Insieme per il diritto all’abitare. Rimboccarsi le maniche, creare alleanze

A fronte della drammatica situazione che viviamo nella nostra città, ci sembra più che mai vero che nessuno si può salvare da solo. Occorre allora promuovere e rafforzare occasioni e percorsi utili alla costruzione di alleanze sociali per il diritto all’abitare e per il diritto alla città. Alleanze che sappiano essere ampie, concrete e radicali. In questa direzione si colloca lo spazio di riflessione e di azione aperto da Volere la Luna con la giornata dedicata il 27 novembre 2021 alla situazione abitativa a Torino. Abbiamo contribuito con convinzione ed entusiasmo a quello spazio di confronto, e vogliamo rimboccarci le maniche a partire da alcune priorità.

Uno. Ci sembra urgente creare una rete mutualistica tra collettivi e associazioni, per e con chi soffre forme di disagio abitativo. Condividere buone pratiche e confrontare modelli di azione può aiutarci a realizzare una “fotografia” dei modi in cui il diritto all’abitare e il diritto alla città sono promossi nella società, a essere utili su tutto il territorio cittadino, a replicare e rafforzare esperienze già esistenti.
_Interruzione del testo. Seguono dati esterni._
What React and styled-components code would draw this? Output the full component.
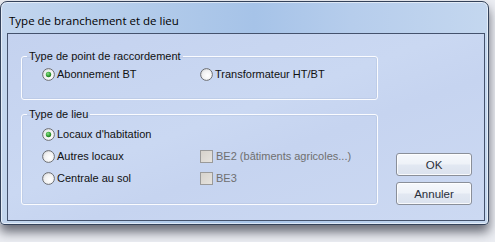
import React from "react";
import styled, { createGlobalStyle } from "styled-components";

const GlobalStyle = createGlobalStyle`
  html, body {
    margin: 0;
    padding: 0;
    width: 495px;
    height: 242px;
    overflow: hidden;
    background: #eceef3;
  }
  * {
    box-sizing: border-box;
  }
`;

const Page = styled.div`
  padding-top: 1px;
  height: 242px;
`;

const Window = styled.div`
  width: 489px;
  height: 224px;
  display: flex;
  flex-direction: column;
  border: 1px solid #34425a;
  border-radius: 7px 7px 4px 4px;
  background: linear-gradient(90deg, #c3d6ee 0%, #b2cbea 30%, #a6c3e8 52%, #b6cdec 72%, #c4d7ef 100%);
  box-shadow: inset 0 0 0 1px rgba(255, 255, 255, 0.55), 0 7px 11px rgba(30, 34, 48, 0.65);
`;

const TitleBar = styled.div`
  height: 31px;
  padding: 6px 0 0 8px;
  display: flex;
  align-items: center;
  font-family: "Open Sans", "Noto Sans", sans-serif;
  font-size: 11.5px;
  color: #000;
`;

const Client = styled.div`
  flex: 1;
  margin: 0 3px 3px 6px;
  display: flex;
  align-items: flex-end;
  padding: 0 0 15px 13px;
  border: 1px solid #44526d;
  background: linear-gradient(160deg, #c4d2ef 0%, #cad8f2 45%, #c6d4f0 60%, #ccd9f2 100%);
  font-family: "Liberation Sans", Tahoma, sans-serif;
  font-size: 11px;
  color: #111;
`;

const Groups = styled.div`
  display: flex;
  flex-direction: column;
  gap: 8px;
  width: 357px;
`;

const Group = styled.fieldset`
  margin: 0;
  padding: 0;
  min-inline-size: 0;
  height: ${(p) => p.$height}px;
  border: 1px solid #fbfcff;
  border-radius: 3px;
  box-shadow: inset 0 0 0 1px rgba(160, 175, 205, 0.25);
`;

const Legend = styled.legend`
  margin-left: 5px;
  padding: 0 2px;
  line-height: 13px;
  font-size: 11px;
`;

const Options = styled.div`
  display: grid;
  grid-template-columns: 158px auto;
  grid-auto-rows: 16px;
  row-gap: 6px;
  padding: ${(p) => p.$top}px 0 0 20px;
`;

const Choice = styled.label`
  display: flex;
  align-items: center;
  gap: ${(p) => (p.$box ? 3 : 2)}px;
  color: ${(p) => (p.$disabled ? "#6f6f6f" : "#111")};
  white-space: nowrap;
`;

const Box = styled.span`
  width: 13px;
  height: 13px;
  flex: none;
  border: 1px solid #9a9a9a;
  background: linear-gradient(135deg, #d6d2cc, #e6e3de);
`;

const Buttons = styled.div`
  display: flex;
  flex-direction: column;
  gap: 6px;
  margin-left: 18px;
`;

const Button = styled.button`
  width: 76px;
  height: 23px;
  padding: 0;
  border: 1px solid #8a8f99;
  border-radius: 3px;
  background: linear-gradient(180deg, #f6f8fc 0%, #eef2f8 48%, #e2e8f2 52%, #dbe2ee 100%);
  box-shadow: inset 0 0 0 1px rgba(255, 255, 255, 0.8);
  font-family: "Liberation Sans", Tahoma, sans-serif;
  font-size: 11.5px;
  color: #2a2f3a;
`;

const Radio = ({ checked }) => (
  <svg width="13" height="13" viewBox="0 0 13 13" style={{ flex: "none" }}>
    <defs>
      <radialGradient id={checked ? "rg1" : "rg0"} cx="0.6" cy="0.6" r="0.7">
        <stop offset="0" stopColor="#ffffff" />
        <stop offset="0.6" stopColor="#f1f1f1" />
        <stop offset="1" stopColor="#cfd1d4" />
      </radialGradient>
      <radialGradient id="dot" cx="0.4" cy="0.35" r="0.7">
        <stop offset="0" stopColor="#8ee08a" />
        <stop offset="0.6" stopColor="#36a236" />
        <stop offset="1" stopColor="#1e6e1e" />
      </radialGradient>
    </defs>
    <circle cx="6.5" cy="6.5" r="5.9" fill={`url(#${checked ? "rg1" : "rg0"})`} stroke="#6b6e73" strokeWidth="1" />
    {checked && <circle cx="6.5" cy="6.5" r="2.7" fill="url(#dot)" />}
  </svg>
);

const Option = ({ checked, children }) => (
  <Choice>
    <Radio checked={checked} />
    {children}
  </Choice>
);

const Check = ({ children }) => (
  <Choice $box $disabled>
    <Box />
    {children}
  </Choice>
);

export default function App() {
  return (
    <>
      <GlobalStyle />
      <Page>
        <Window>
          <TitleBar>Type de branchement et de lieu</TitleBar>
          <Client>
            <Groups>
              <Group $height={50}>
                <Legend>Type de point de raccordement</Legend>
                <Options $top={3}>
                  <Option checked>Abonnement BT</Option>
                  <Option>Transformateur HT/BT</Option>
                </Options>
              </Group>
              <Group $height={97}>
                <Legend>Type de lieu</Legend>
                <Options $top={5}>
                  <Option checked>Locaux d'habitation</Option>
                  <span />
                  <Option>Autres locaux</Option>
                  <Check>BE2 (bâtiments agricoles...)</Check>
                  <Option>Centrale au sol</Option>
                  <Check>BE3</Check>
                </Options>
              </Group>
            </Groups>
            <Buttons>
              <Button>OK</Button>
              <Button>Annuler</Button>
            </Buttons>
          </Client>
        </Window>
      </Page>
    </>
  );
}
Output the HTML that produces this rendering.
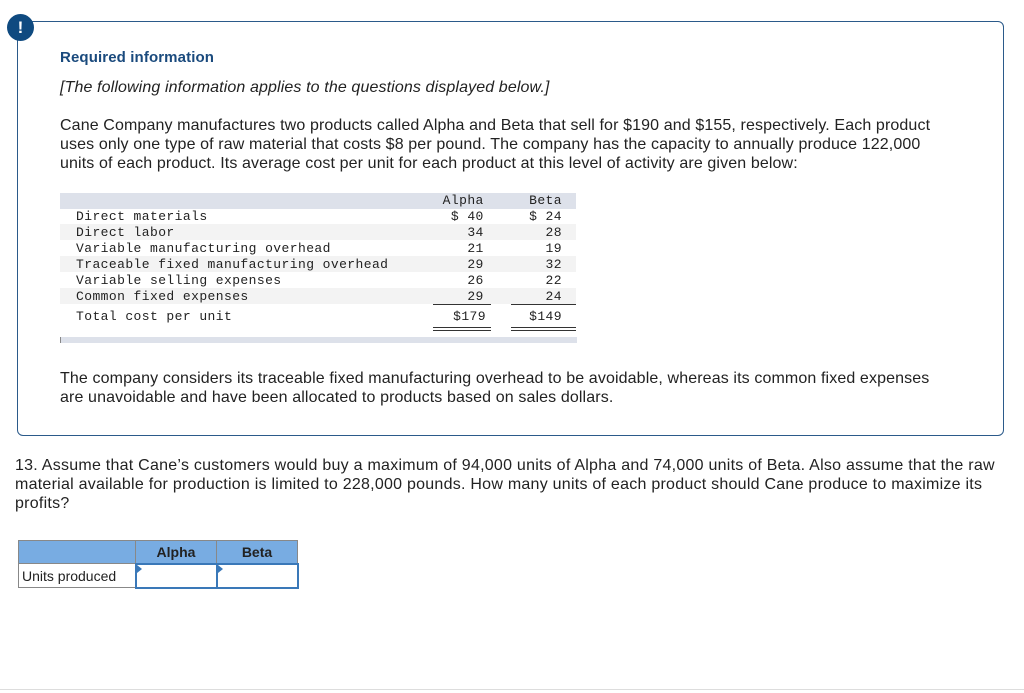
<!DOCTYPE html>
<html><head><style>
body{margin:0;width:1024px;height:693px;background:#fff;font-family:"Liberation Sans",sans-serif;color:#222;position:relative;overflow:hidden}
.box{position:absolute;left:17px;top:21px;width:985px;height:413px;border:1.5px solid #2b5a8a;border-radius:6px}
.icon{position:absolute;left:7px;top:14px;width:27px;height:27px;border-radius:50%;background:#0f4a80;color:#fff;font-weight:bold;font-size:17px;text-align:center;line-height:27px}
.t{position:absolute;font-size:16px;line-height:19px;letter-spacing:0.12px}
.mono{position:absolute;font-family:"Liberation Mono",monospace;font-size:13px;letter-spacing:0.42px;line-height:16px;color:#222}
.row{position:absolute;left:60px;width:516px;height:16px}
.ul{position:absolute;height:1px;background:#333}
table.a{position:absolute;left:18px;top:540px;border-collapse:collapse;font-size:14px}
table.a td{border:1.5px solid #888;padding:0}
</style></head><body>
<div class="box"></div>
<div class="icon">!</div>
<div class="t" style="left:60px;top:48px;font-weight:bold;color:#1a4a7d;font-size:15px">Required information</div>
<div class="t" style="left:60px;top:78px;font-style:italic">[The following information applies to the questions displayed below.]</div>
<div class="t" style="left:60px;top:116px;width:895px">Cane Company manufactures two products called Alpha and Beta that sell for $190 and $155, respectively. Each product uses only one type of raw material that costs $8 per pound. The company has the capacity to annually produce 122,000 units of each product. Its average cost per unit for each product at this level of activity are given below:</div>
<div class="row" style="top:193px;background:#dde1ea"></div>
<div class="row" style="top:224px;background:#f3f3f3"></div>
<div class="row" style="top:256px;background:#f3f3f3"></div>
<div class="row" style="top:288px;background:#f3f3f3"></div>
<div class="row" style="top:337px;height:6px;background:#dde1ea;border-left:1px solid #888"></div>
<div class="mono" style="left:76px;top:209px">Direct materials<br>Direct labor<br>Variable manufacturing overhead<br>Traceable fixed manufacturing overhead<br>Variable selling expenses<br>Common fixed expenses</div>
<div class="mono" style="left:76px;top:309px">Total cost per unit</div>
<div class="mono" style="left:430px;top:193px;width:62px;text-align:right;white-space:pre">Alpha 
$ 40 
34 
21 
29 
26 
29 </div>
<div class="mono" style="left:500px;top:193px;width:62px;text-align:right;white-space:pre">Beta
$ 24
28
19
32
22
24</div>
<div class="mono" style="left:430px;top:309px;width:56px;text-align:right">$179</div>
<div class="mono" style="left:500px;top:309px;width:62px;text-align:right">$149</div>
<div class="ul" style="left:433px;top:304px;width:58px"></div>
<div class="ul" style="left:511px;top:304px;width:65px"></div>
<div class="ul" style="left:433px;top:327px;width:58px"></div>
<div class="ul" style="left:433px;top:330px;width:58px"></div>
<div class="ul" style="left:511px;top:327px;width:65px"></div>
<div class="ul" style="left:511px;top:330px;width:65px"></div>
<div class="t" style="left:60px;top:369px;width:895px">The company considers its traceable fixed manufacturing overhead to be avoidable, whereas its common fixed expenses are unavoidable and have been allocated to products based on sales dollars.</div>
<div class="t" style="left:15px;top:456px;width:990px;letter-spacing:0.25px">13. Assume that Cane’s customers would buy a maximum of 94,000 units of Alpha and 74,000 units of Beta. Also assume that the raw material available for production is limited to 228,000 pounds. How many units of each product should Cane produce to maximize its profits?</div>
<table class="a">
<tr style="height:23px;background:#78ace2"><td style="width:116px"></td><td style="width:80px;text-align:center;font-weight:bold">Alpha</td><td style="width:80px;text-align:center;font-weight:bold">Beta</td></tr>
<tr style="height:24px"><td style="padding-left:3px">Units produced</td><td style="border:2px solid #3a78b8;position:relative"><span style="position:absolute;left:0;top:0;border-left:5px solid #3a78b8;border-top:4px solid transparent;border-bottom:4px solid transparent"></span></td><td style="border:2px solid #3a78b8;position:relative"><span style="position:absolute;left:0;top:0;border-left:5px solid #3a78b8;border-top:4px solid transparent;border-bottom:4px solid transparent"></span></td></tr>
</table>
<div style="position:absolute;left:0;top:689px;width:1024px;height:1px;background:#ddd"></div>
</body></html>
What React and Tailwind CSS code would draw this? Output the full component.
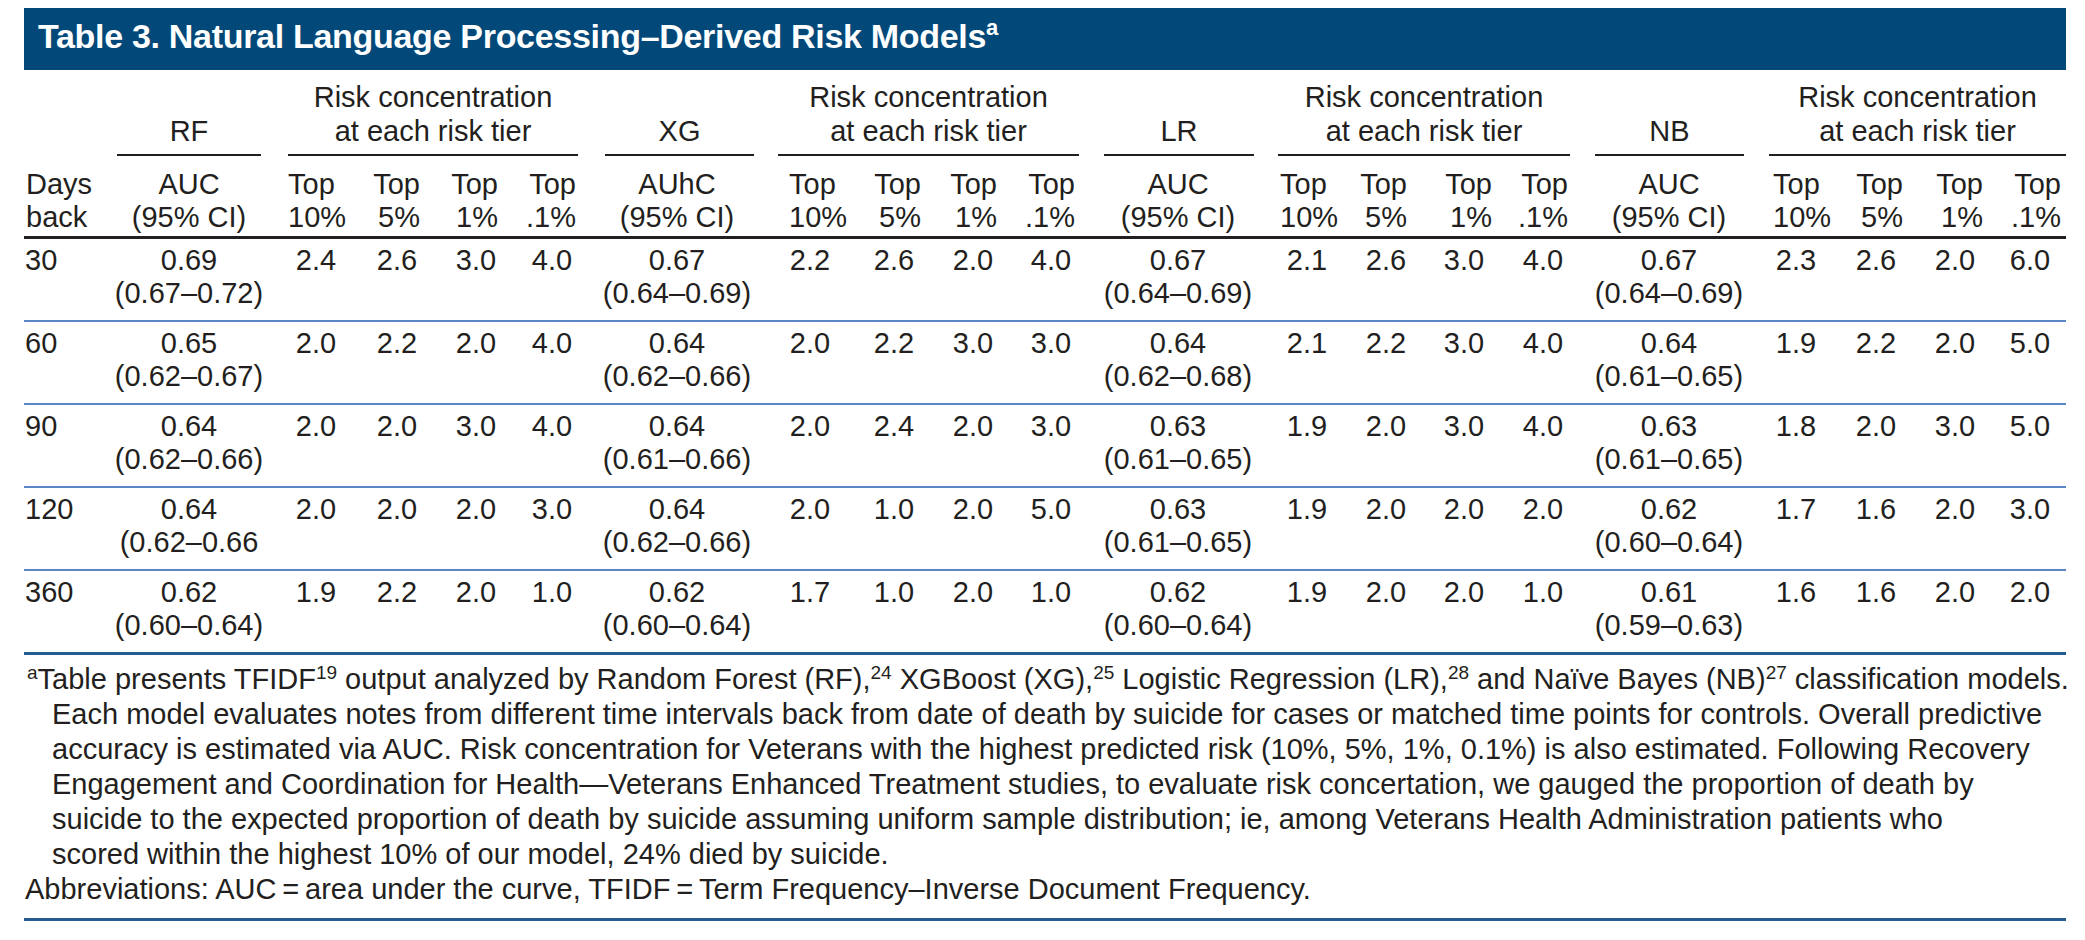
import React from "react";

const models = [
  {
    name: "RF",
    auc: "AUC",
    col: "w-[170px]",
    ul: "ml-[13px] mr-[13px]",
    sub: ["w-[84px]", "w-[78px]", "w-[80px]", "w-[72px]"],
    rul: "ml-[14px] mr-[10px]",
    hd: ["text-left pl-[14px]", "text-right pr-[16px]", "text-right pr-[18px]", "text-right pr-[12px]"],
  },
  {
    name: "XG",
    auc: "AUhC",
    col: "w-[178px]",
    ul: "ml-[17px] mr-[12px]",
    sub: ["w-[88px]", "w-[80px]", "w-[78px]", "w-[78px]"],
    rul: "ml-[12px] mr-[11px]",
    hd: ["text-left pl-[23px]", "text-right pr-[13px]", "text-right pr-[15px]", "text-right pr-[15px]"],
  },
  {
    name: "LR",
    auc: "AUC",
    col: "w-[176px]",
    ul: "ml-[14px] mr-[12px]",
    sub: ["w-[82px]", "w-[76px]", "w-[80px]", "w-[78px]"],
    rul: "ml-[12px] mr-[12px]",
    hd: ["text-left pl-[14px]", "text-right pr-[17px]", "text-right pr-[12px]", "text-right pr-[14px]"],
  },
  {
    name: "NB",
    auc: "AUC",
    col: "w-[174px]",
    ul: "ml-[13px] mr-[12px]",
    sub: ["w-[80px]", "w-[80px]", "w-[78px]", "w-[72px]"],
    rul: "ml-[13px] mr-0",
    hd: ["text-left pl-[17px]", "text-right pr-[13px]", "text-right pr-[11px]", "text-right pr-[5px]"],
  },
];

const tiers = [
  ["Top", "10%"],
  ["Top", "5%"],
  ["Top", "1%"],
  ["Top", ".1%"],
];

// days, then per model: [auc, ci, t10, t5, t1, t01]
const rows = [
  ["30", [
    ["0.69", "(0.67–0.72)", "2.4", "2.6", "3.0", "4.0"],
    ["0.67", "(0.64–0.69)", "2.2", "2.6", "2.0", "4.0"],
    ["0.67", "(0.64–0.69)", "2.1", "2.6", "3.0", "4.0"],
    ["0.67", "(0.64–0.69)", "2.3", "2.6", "2.0", "6.0"],
  ]],
  ["60", [
    ["0.65", "(0.62–0.67)", "2.0", "2.2", "2.0", "4.0"],
    ["0.64", "(0.62–0.66)", "2.0", "2.2", "3.0", "3.0"],
    ["0.64", "(0.62–0.68)", "2.1", "2.2", "3.0", "4.0"],
    ["0.64", "(0.61–0.65)", "1.9", "2.2", "2.0", "5.0"],
  ]],
  ["90", [
    ["0.64", "(0.62–0.66)", "2.0", "2.0", "3.0", "4.0"],
    ["0.64", "(0.61–0.66)", "2.0", "2.4", "2.0", "3.0"],
    ["0.63", "(0.61–0.65)", "1.9", "2.0", "3.0", "4.0"],
    ["0.63", "(0.61–0.65)", "1.8", "2.0", "3.0", "5.0"],
  ]],
  ["120", [
    ["0.64", "(0.62–0.66", "2.0", "2.0", "2.0", "3.0"],
    ["0.64", "(0.62–0.66)", "2.0", "1.0", "2.0", "5.0"],
    ["0.63", "(0.61–0.65)", "1.9", "2.0", "2.0", "2.0"],
    ["0.62", "(0.60–0.64)", "1.7", "1.6", "2.0", "3.0"],
  ]],
  ["360", [
    ["0.62", "(0.60–0.64)", "1.9", "2.2", "2.0", "1.0"],
    ["0.62", "(0.60–0.64)", "1.7", "1.0", "2.0", "1.0"],
    ["0.62", "(0.60–0.64)", "1.9", "2.0", "2.0", "1.0"],
    ["0.61", "(0.59–0.63)", "1.6", "1.6", "2.0", "2.0"],
  ]],
];

const Sup = ({ children }) => (
  <sup className="text-[19px] top-[-0.55em]">{children}</sup>
);

export default function App() {
  return (
    <div className="w-[2085px] h-[940px] bg-white text-[#231f20] font-['Liberation_Sans',Arial,sans-serif]">
      <div className="ml-[24px] w-[2042px] pt-[8px]">
        {/* title bar */}
        <div className="h-[62px] bg-[#02497a] pl-[14px] pt-[9px] text-white font-bold text-[34px] leading-[38px] tracking-[-0.3px] whitespace-nowrap">
          Table 3. Natural Language Processing–Derived Risk Models
          <sup className="text-[22px] top-[-0.6em] font-bold">a</sup>
        </div>

        <table className="table-fixed border-collapse w-[2042px] text-[29px]">
          <colgroup>
            <col className="w-[80px]" />
            {models.map((m) => (
              <React.Fragment key={m.name}>
                <col className={m.col} />
                {m.sub.map((w, i) => (
                  <col key={i} className={w} />
                ))}
              </React.Fragment>
            ))}
          </colgroup>
          <thead>
            <tr className="leading-[34px]">
              <th className="p-0" />
              {models.map((m) => (
                <React.Fragment key={m.name}>
                  <th className="p-0 pt-[10px] align-bottom font-normal">
                    <div className={`${m.ul} pb-[6px] border-b-2 border-[#231f20] text-center`}>
                      {m.name}
                    </div>
                  </th>
                  <th colSpan={4} className="p-0 pt-[10px] align-bottom font-normal">
                    <div className={`${m.rul} pb-[6px] border-b-2 border-[#231f20] text-center`}>
                      Risk concentration
                      <br />
                      at each risk tier
                    </div>
                  </th>
                </React.Fragment>
              ))}
            </tr>
            <tr className="leading-[33px] border-b-[3px] border-[#231f20]">
              <th className="p-0 pt-[12px] pb-[2px] pl-[2px] text-left font-normal align-top">
                Days
                <br />
                back
              </th>
              {models.map((m) => (
                <React.Fragment key={m.name}>
                  <th className="p-0 pt-[12px] pb-[2px] text-center font-normal align-top">
                    {m.auc}
                    <br />
                    (95% CI)
                  </th>
                  {tiers.map((t, i) => (
                    <th
                      key={i}
                      className={`p-0 pt-[12px] pb-[2px] font-normal align-top ${m.hd[i]}`}
                    >
                      {t[0]}
                      <br />
                      {t[1]}
                    </th>
                  ))}
                </React.Fragment>
              ))}
            </tr>
          </thead>
          <tbody>
            {rows.map(([days, vals], r) => (
              <tr
                key={days}
                className={`leading-[33px] ${
                  r < rows.length - 1 ? "border-b-2 border-[#5a86c4]" : ""
                }`}
              >
                <td className="p-0 pt-[5px] pb-[10px] pl-[1px] align-top">{days}</td>
                {vals.map((v, k) => (
                  <React.Fragment key={k}>
                    <td className="p-0 pt-[5px] pb-[10px] text-center align-top">
                      {v[0]}
                      <br />
                      {v[1]}
                    </td>
                    {v.slice(2).map((x, i) => (
                      <td key={i} className="p-0 pt-[5px] pb-[10px] text-center align-top">
                        {x}
                      </td>
                    ))}
                  </React.Fragment>
                ))}
              </tr>
            ))}
          </tbody>
        </table>

        {/* footnote */}
        <div className="border-t-[3px] border-b-[3px] border-[#245c8f] pt-[7px] pb-[11px] text-[29px] leading-[35px] whitespace-nowrap">
          <div className="pl-[28px] indent-[-25px]">
            <Sup>a</Sup>Table presents TFIDF<Sup>19</Sup> output analyzed by Random Forest (RF),<Sup>24</Sup> XGBoost (XG),<Sup>25</Sup> Logistic Regression (LR),<Sup>28</Sup> and Naïve Bayes (NB)<Sup>27</Sup> classification models.
            <br />
            Each model evaluates notes from different time intervals back from date of death by suicide for cases or matched time points for controls. Overall predictive
            <br />
            accuracy is estimated via AUC. Risk concentration for Veterans with the highest predicted risk (10%, 5%, 1%, 0.1%) is also estimated. Following Recovery
            <br />
            Engagement and Coordination for Health—Veterans Enhanced Treatment studies, to evaluate risk concertation, we gauged the proportion of death by
            <br />
            suicide to the expected proportion of death by suicide assuming uniform sample distribution; ie, among Veterans Health Administration patients who
            <br />
            scored within the highest 10% of our model, 24% died by suicide.
          </div>
          <div className="pl-[1px]">
            Abbreviations: AUC{"\u2009"}={"\u2009"}area under the curve, TFIDF{"\u2009"}={"\u2009"}Term Frequency–Inverse Document Frequency.
          </div>
        </div>
      </div>
    </div>
  );
}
Due. Occorre lavorare affinché emergano le condizioni per portare avanti con forza alcune rivendicazioni molto precise, per affrontare davvero alcune delle maggiori e più ingiuste contraddizioni di Torino. Le politiche di Atc e la gestione del patrimonio di edilizia residenziale pubblica devono tornare al centro di una grande discussione pubblica, con l’obiettivo di rendere (per es., con la mobilitazione di risorse provenienti da attori pubblici come Cassa Depositi e Prestiti) quanto più accessibili case che oggi restano inspiegabilmente in disuso. Inoltre, difficoltà ed emergenze nel settore abitativo possono essere affrontate anche intervenendo sul patrimonio edilizio privato, perché non è tollerabile vivere in una città che è, allo stesso tempo, capitale degli sfratti e colma di alloggi vuoti. Ci sembra strano doverlo ricordare: la proprietà privata non è sacra né intoccabile, specie quando essa risulta assenteista o speculativa.

Su questo pensiamo valga la pena di ragionare e di darci da fare, quando parliamo di case e di città oltre la pandemia.